* DATA SEGMENT:
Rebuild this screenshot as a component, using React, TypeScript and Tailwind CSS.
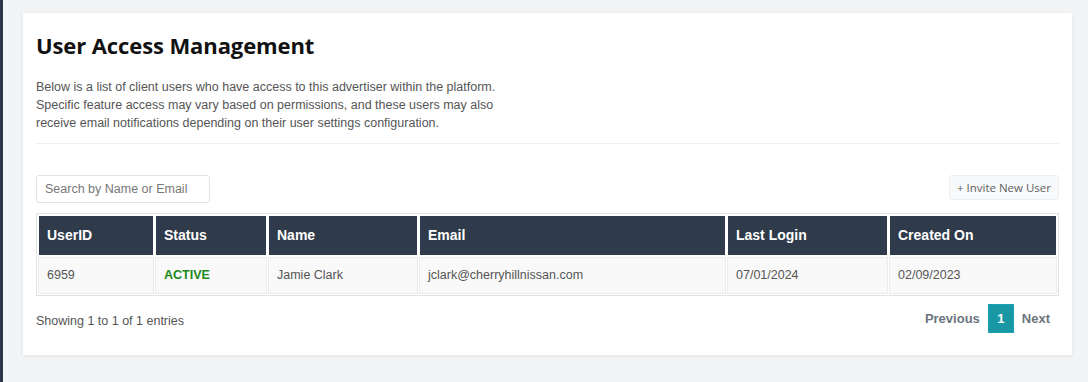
import React from 'react'

const headers = [
  { label: 'UserID', w: 'w-[116px]' },
  { label: 'Status', w: 'w-[112px]' },
  { label: 'Name', w: 'w-[150px]' },
  { label: 'Email', w: 'w-[307px]' },
  { label: 'Last Login', w: 'w-[161px]' },
  { label: 'Created On', w: '' },
]

const App: React.FC = () => {
  return (
    <div className="min-h-[382px] w-[1088px] bg-[#f3f4f5] flex font-['Liberation_Sans',Arial,sans-serif]">
      {/* left edge of sidebar */}
      <div className="w-[3px] bg-[#2d3748]" />

      <div className="flex-1 pl-[20px] pr-[16px] pt-[13px]">
        <div className="bg-white shadow-[0_1px_4px_rgba(0,0,0,0.08)] px-[13px] pt-[16px] pb-[22px]">
          {/* Header */}
          <h1 className="text-[22px] leading-[32px] font-bold text-[#111] font-['Open_Sans',sans-serif] tracking-[-0.1px]">
            User Access Management
          </h1>
          <p className="mt-[17px] text-[12.5px] leading-[18px] text-[#555]">
            Below is a list of client users who have access to this advertiser within the platform.
            <br />
            Specific feature access may vary based on permissions, and these users may also
            <br />
            receive email notifications depending on their user settings configuration.
          </p>
          <hr className="mt-[11px] border-t border-[#f0f0f0]" />

          {/* Toolbar */}
          <div className="mt-[31px] flex justify-between items-start">
            <input
              type="text"
              placeholder="Search by Name or Email"
              className="w-[174px] h-[28px] px-[8px] text-[12.5px] text-[#555] placeholder:text-[#777] border border-[#e3e3e3] rounded-[3px] outline-none"
            />
            <button className="h-[25px] px-[7px] text-[11.5px] text-[#5f5f5f] font-['Open_Sans',sans-serif] bg-[#f8f9fa] border border-[#eceeef] rounded-[3px]">
              + Invite New User
            </button>
          </div>

          {/* Table */}
          <div className="mt-[10px] border border-[#e2e2e2]">
            <table className="w-full table-fixed border-separate border-spacing-[1px] text-left">
              <thead>
                <tr>
                  {headers.map((h) => (
                    <th
                      key={h.label}
                      className={`${h.w} h-[41px] px-[8px] bg-[#2f3a4a] border border-white text-white text-[14px] font-bold`}
                    >
                      {h.label}
                    </th>
                  ))}
                </tr>
              </thead>
              <tbody>
                <tr className="text-[12.5px] text-[#555]">
                  <td className="h-[37px] px-[8px] bg-[#f9f9f9] border border-[#ececec]">6959</td>
                  <td className="px-[8px] bg-[#f9f9f9] border border-[#ececec] font-bold text-[#198a19]">ACTIVE</td>
                  <td className="px-[8px] bg-[#f9f9f9] border border-[#ececec]">Jamie Clark</td>
                  <td className="px-[8px] bg-[#f9f9f9] border border-[#ececec]">jclark@cherryhillnissan.com</td>
                  <td className="px-[8px] bg-[#f9f9f9] border border-[#ececec]">07/01/2024</td>
                  <td className="px-[8px] bg-[#f9f9f9] border border-[#ececec]">02/09/2023</td>
                </tr>
              </tbody>
            </table>
          </div>

          {/* Footer */}
          <div className="mt-[8px] flex justify-between items-start">
            <span className="mt-[8px] text-[12.5px] text-[#555]">Showing 1 to 1 of 1 entries</span>
            <div className="flex items-center text-[13px] font-bold text-[#6c757d] pr-[9px]">
              <span className="px-[8px]">Previous</span>
              <span className="w-[26px] h-[29px] flex items-center justify-center bg-[#1a97a5] border border-[#17a2b8] text-white">
                1
              </span>
              <span className="pl-[8px]">Next</span>
            </div>
          </div>
        </div>
      </div>
    </div>
  )
}

export default App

* REQUIRED WORK: Set every line down exactly as written, leaving each picture out.

* RESPONSE TO THE EXERCISE:
Rebuild this screenshot as a component, using React, TypeScript and Tailwind CSS.
import React from 'react'

const headers = [
  { label: 'UserID', w: 'w-[116px]' },
  { label: 'Status', w: 'w-[112px]' },
  { label: 'Name', w: 'w-[150px]' },
  { label: 'Email', w: 'w-[307px]' },
  { label: 'Last Login', w: 'w-[161px]' },
  { label: 'Created On', w: '' },
]

const App: React.FC = () => {
  return (
    <div className="min-h-[382px] w-[1088px] bg-[#f3f4f5] flex font-['Liberation_Sans',Arial,sans-serif]">
      {/* left edge of sidebar */}
      <div className="w-[3px] bg-[#2d3748]" />

      <div className="flex-1 pl-[20px] pr-[16px] pt-[13px]">
        <div className="bg-white shadow-[0_1px_4px_rgba(0,0,0,0.08)] px-[13px] pt-[16px] pb-[22px]">
          {/* Header */}
          <h1 className="text-[22px] leading-[32px] font-bold text-[#111] font-['Open_Sans',sans-serif] tracking-[-0.1px]">
            User Access Management
          </h1>
          <p className="mt-[17px] text-[12.5px] leading-[18px] text-[#555]">
            Below is a list of client users who have access to this advertiser within the platform.
            <br />
            Specific feature access may vary based on permissions, and these users may also
            <br />
            receive email notifications depending on their user settings configuration.
          </p>
          <hr className="mt-[11px] border-t border-[#f0f0f0]" />

          {/* Toolbar */}
          <div className="mt-[31px] flex justify-between items-start">
            <input
              type="text"
              placeholder="Search by Name or Email"
              className="w-[174px] h-[28px] px-[8px] text-[12.5px] text-[#555] placeholder:text-[#777] border border-[#e3e3e3] rounded-[3px] outline-none"
            />
            <button className="h-[25px] px-[7px] text-[11.5px] text-[#5f5f5f] font-['Open_Sans',sans-serif] bg-[#f8f9fa] border border-[#eceeef] rounded-[3px]">
              + Invite New User
            </button>
          </div>

          {/* Table */}
          <div className="mt-[10px] border border-[#e2e2e2]">
            <table className="w-full table-fixed border-separate border-spacing-[1px] text-left">
              <thead>
                <tr>
                  {headers.map((h) => (
                    <th
                      key={h.label}
                      className={`${h.w} h-[41px] px-[8px] bg-[#2f3a4a] border border-white text-white text-[14px] font-bold`}
                    >
                      {h.label}
                    </th>
                  ))}
                </tr>
              </thead>
              <tbody>
                <tr className="text-[12.5px] text-[#555]">
                  <td className="h-[37px] px-[8px] bg-[#f9f9f9] border border-[#ececec]">6959</td>
                  <td className="px-[8px] bg-[#f9f9f9] border border-[#ececec] font-bold text-[#198a19]">ACTIVE</td>
                  <td className="px-[8px] bg-[#f9f9f9] border border-[#ececec]">Jamie Clark</td>
                  <td className="px-[8px] bg-[#f9f9f9] border border-[#ececec]">jclark@cherryhillnissan.com</td>
                  <td className="px-[8px] bg-[#f9f9f9] border border-[#ececec]">07/01/2024</td>
                  <td className="px-[8px] bg-[#f9f9f9] border border-[#ececec]">02/09/2023</td>
                </tr>
              </tbody>
            </table>
          </div>

          {/* Footer */}
          <div className="mt-[8px] flex justify-between items-start">
            <span className="mt-[8px] text-[12.5px] text-[#555]">Showing 1 to 1 of 1 entries</span>
            <div className="flex items-center text-[13px] font-bold text-[#6c757d] pr-[9px]">
              <span className="px-[8px]">Previous</span>
              <span className="w-[26px] h-[29px] flex items-center justify-center bg-[#1a97a5] border border-[#17a2b8] text-white">
                1
              </span>
              <span className="pl-[8px]">Next</span>
            </div>
          </div>
        </div>
      </div>
    </div>
  )
}

export default App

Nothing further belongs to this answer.